First of all, Carlos Delfino wouldnt be too bad of a pick. He fills one of the Wolves 2 needs, a defense-based shooting gaurd who can shoot and he has great size. The other need is a big man to play next to KG. We dont necasarily need a Center! Why wouldnt 2 big PF's work?? How do u think Detroit pulled wins away all year, they dont have anything close to a true center. And for that other forward.... Lorbek is definately not the answer! Have you seen his stats?? have you seen him play?? i think not... The whole idea of being in the NBA has gone to his head and he should go back to college or participate in a lower-class league. 1st round we should pick Jerome Beasley, Brian Cook, or in the best-case scenario, David West. 2nd round should be concentrated on getting a guy like Dahntay Jones, Keith Bogans, Marcus Hatten, or Carl English. Because if we get our SG in the first round, there will be no big men left for our #55 pick!


----------



## RapsFan (Feb 4, 2003)

In the Mock Draft in the Fantasy Games Forum, I drafted Jameer Nelson for you in the first round, and James Jones of Miami U with the second round pick.


----------



## KGFORMVP (May 22, 2003)

*take outlaw, PLEASE!*

I think Minnesota should take Travis Outlaw, hes only 2 in. taller and weighs 54 Lbs. less than 6'7 and 244 lbs wally and everyone is sayin he can play the 2 guard why not outlaw at the two guard, i mean LeBron is a 6'8 PG, why not a 6'9 SG, drafting a HS worked once w/ KG why not try again w/ Travis Outlaw, hes also very quick and athletic somthing the wolves really need and can score, plus he'll be tough for those 6'6 sg's to drive and score on, i think he would be the wolves best choice, plus he would be joining a fellow high schooler gone pro in kg and they could really work well together and kg would help him adjust to the pros, i also like Jerry Holman in the 2nd round not much talent left at 55 and he is the best available and was at the u where flip played


----------



## defenestrator (May 31, 2003)

> Originally posted by <b>Carpe Diem</b>!
> They should take the best player available regardless of position. But do we draft potential or someone who can help right away?

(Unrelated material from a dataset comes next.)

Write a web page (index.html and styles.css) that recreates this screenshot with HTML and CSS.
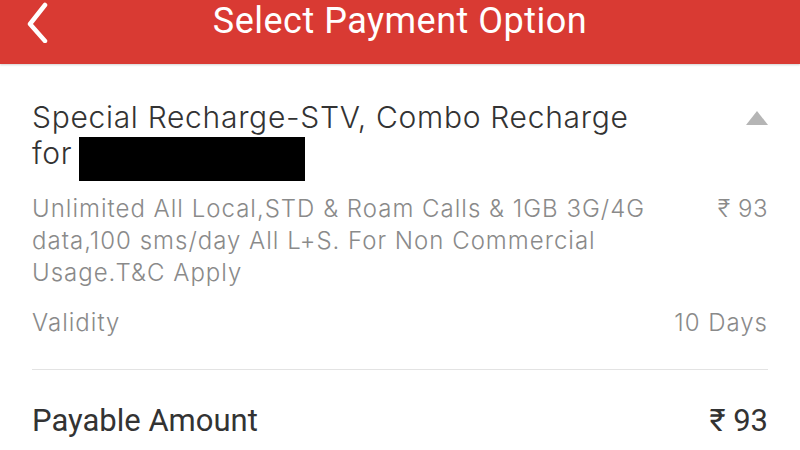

Seems to me that the T'Wolves have got to think long term. Has there ever been a 26th pick that turned a team around? I doubt it. Give them someone they can bring off the bench and develop slowly, and as long as they make decent progress during the year it will be a big psychological boost to the team.

Oh yeah, and would it be best to kill Joe SMith? I can't believe they lost 2 much better draft picks because of this guy, and will lose another 2 picks over the next 2 years. It just doesn't seem right!


----------



## jokeaward (May 22, 2003)

Tony Parker was late first round and Gilbert Arenas was a second-rounder.


----------